Your instructions
Note each line where "React" appears, and copy it.

>> start

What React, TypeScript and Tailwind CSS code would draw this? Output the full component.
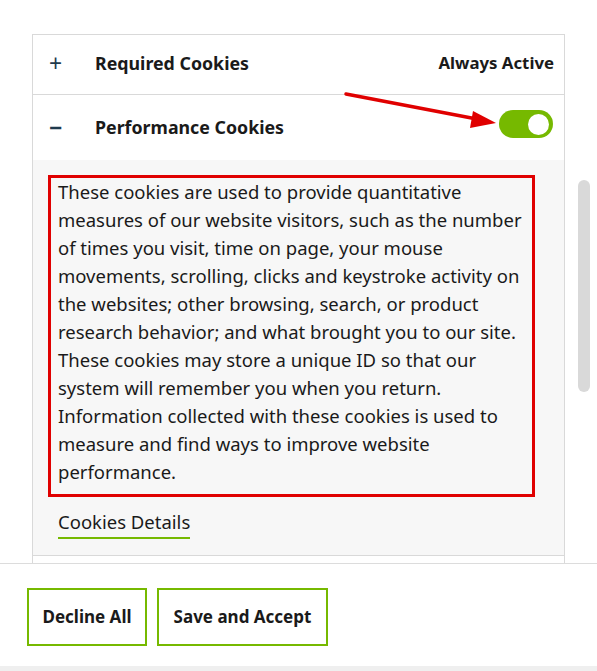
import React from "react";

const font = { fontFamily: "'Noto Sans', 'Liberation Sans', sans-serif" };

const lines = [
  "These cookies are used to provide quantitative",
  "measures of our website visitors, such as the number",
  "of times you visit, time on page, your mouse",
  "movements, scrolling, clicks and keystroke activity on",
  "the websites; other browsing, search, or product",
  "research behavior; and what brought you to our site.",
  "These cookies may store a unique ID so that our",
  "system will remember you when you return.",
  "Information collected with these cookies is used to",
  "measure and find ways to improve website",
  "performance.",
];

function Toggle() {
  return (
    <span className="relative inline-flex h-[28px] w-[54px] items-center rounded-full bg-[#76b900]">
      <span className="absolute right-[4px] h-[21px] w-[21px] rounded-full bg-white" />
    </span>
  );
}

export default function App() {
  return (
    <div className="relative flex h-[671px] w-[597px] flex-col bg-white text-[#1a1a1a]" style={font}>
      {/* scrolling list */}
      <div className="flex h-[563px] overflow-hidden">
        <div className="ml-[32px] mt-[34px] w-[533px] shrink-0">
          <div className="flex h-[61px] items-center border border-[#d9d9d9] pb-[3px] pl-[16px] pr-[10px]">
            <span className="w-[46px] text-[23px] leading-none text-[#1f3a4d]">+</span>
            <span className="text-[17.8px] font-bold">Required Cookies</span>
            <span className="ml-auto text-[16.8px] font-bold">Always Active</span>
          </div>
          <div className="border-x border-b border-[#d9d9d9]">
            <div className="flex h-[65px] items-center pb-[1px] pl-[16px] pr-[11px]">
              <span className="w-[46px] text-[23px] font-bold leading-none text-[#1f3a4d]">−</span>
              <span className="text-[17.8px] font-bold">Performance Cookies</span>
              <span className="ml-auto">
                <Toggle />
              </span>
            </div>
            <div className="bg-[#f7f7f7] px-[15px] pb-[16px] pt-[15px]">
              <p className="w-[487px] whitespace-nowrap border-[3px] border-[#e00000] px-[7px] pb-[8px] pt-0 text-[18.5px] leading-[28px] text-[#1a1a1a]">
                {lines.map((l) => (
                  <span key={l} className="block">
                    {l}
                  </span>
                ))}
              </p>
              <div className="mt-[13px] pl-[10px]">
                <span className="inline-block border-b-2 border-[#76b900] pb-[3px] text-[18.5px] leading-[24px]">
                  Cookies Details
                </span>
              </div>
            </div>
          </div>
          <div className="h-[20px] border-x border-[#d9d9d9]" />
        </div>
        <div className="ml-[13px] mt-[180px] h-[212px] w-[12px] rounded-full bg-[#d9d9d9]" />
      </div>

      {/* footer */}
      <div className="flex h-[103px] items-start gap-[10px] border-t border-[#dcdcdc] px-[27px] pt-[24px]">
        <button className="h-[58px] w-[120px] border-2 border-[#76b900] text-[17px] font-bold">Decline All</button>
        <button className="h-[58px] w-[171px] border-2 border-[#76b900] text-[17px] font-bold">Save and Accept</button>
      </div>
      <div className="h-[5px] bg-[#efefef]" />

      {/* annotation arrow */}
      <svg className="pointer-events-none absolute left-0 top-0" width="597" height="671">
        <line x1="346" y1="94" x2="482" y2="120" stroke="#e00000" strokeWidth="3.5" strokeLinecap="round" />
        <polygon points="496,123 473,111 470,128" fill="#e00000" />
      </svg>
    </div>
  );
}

>> end
>> start

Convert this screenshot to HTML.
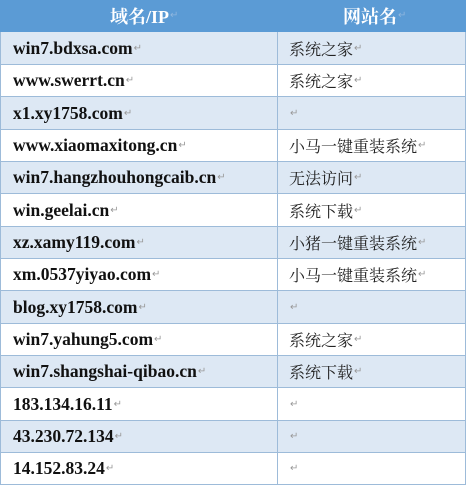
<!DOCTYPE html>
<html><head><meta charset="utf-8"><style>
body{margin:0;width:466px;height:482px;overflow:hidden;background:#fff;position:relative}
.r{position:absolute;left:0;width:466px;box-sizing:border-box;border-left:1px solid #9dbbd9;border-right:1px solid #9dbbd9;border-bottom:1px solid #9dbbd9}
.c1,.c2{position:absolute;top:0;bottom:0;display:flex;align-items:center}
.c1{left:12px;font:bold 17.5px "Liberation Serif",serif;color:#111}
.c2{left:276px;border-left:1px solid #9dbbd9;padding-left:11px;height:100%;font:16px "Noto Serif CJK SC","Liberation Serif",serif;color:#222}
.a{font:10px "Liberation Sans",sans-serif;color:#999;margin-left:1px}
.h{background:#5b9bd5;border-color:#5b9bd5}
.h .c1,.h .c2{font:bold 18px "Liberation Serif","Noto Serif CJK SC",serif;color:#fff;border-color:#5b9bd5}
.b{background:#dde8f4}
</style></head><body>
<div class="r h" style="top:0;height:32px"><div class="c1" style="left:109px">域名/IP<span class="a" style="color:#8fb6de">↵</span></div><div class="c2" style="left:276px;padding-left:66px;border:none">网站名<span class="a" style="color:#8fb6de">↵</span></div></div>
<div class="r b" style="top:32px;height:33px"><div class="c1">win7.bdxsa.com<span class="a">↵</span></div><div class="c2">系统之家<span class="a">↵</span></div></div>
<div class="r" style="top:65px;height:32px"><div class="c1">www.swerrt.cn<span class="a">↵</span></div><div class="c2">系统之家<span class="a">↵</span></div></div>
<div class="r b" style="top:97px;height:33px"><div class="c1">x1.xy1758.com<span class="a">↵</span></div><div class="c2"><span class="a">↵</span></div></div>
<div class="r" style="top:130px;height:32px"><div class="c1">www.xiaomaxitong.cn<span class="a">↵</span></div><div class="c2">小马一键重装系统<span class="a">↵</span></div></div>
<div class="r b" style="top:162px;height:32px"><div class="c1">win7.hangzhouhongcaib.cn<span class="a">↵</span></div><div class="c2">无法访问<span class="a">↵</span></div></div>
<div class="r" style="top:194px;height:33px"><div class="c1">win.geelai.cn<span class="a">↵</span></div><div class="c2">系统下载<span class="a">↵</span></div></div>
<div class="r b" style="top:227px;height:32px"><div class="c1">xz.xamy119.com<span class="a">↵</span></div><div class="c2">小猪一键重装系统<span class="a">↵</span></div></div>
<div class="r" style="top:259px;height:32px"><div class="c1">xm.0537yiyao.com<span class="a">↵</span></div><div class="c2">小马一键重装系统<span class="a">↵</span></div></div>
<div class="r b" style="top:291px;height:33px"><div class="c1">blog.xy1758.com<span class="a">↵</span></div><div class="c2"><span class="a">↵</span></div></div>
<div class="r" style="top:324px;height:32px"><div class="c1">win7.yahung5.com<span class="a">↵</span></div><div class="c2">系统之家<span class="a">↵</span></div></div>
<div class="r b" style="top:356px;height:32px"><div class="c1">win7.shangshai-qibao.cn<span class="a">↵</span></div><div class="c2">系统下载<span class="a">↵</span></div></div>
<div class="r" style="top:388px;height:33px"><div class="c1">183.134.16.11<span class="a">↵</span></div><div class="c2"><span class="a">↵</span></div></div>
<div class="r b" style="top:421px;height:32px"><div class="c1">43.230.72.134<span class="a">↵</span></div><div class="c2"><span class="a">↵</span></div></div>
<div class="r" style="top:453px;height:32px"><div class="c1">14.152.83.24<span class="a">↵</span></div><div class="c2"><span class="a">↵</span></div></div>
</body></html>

>> end

Answer to the problem
What React, TypeScript and Tailwind CSS code would draw this? Output the full component.
import React from "react";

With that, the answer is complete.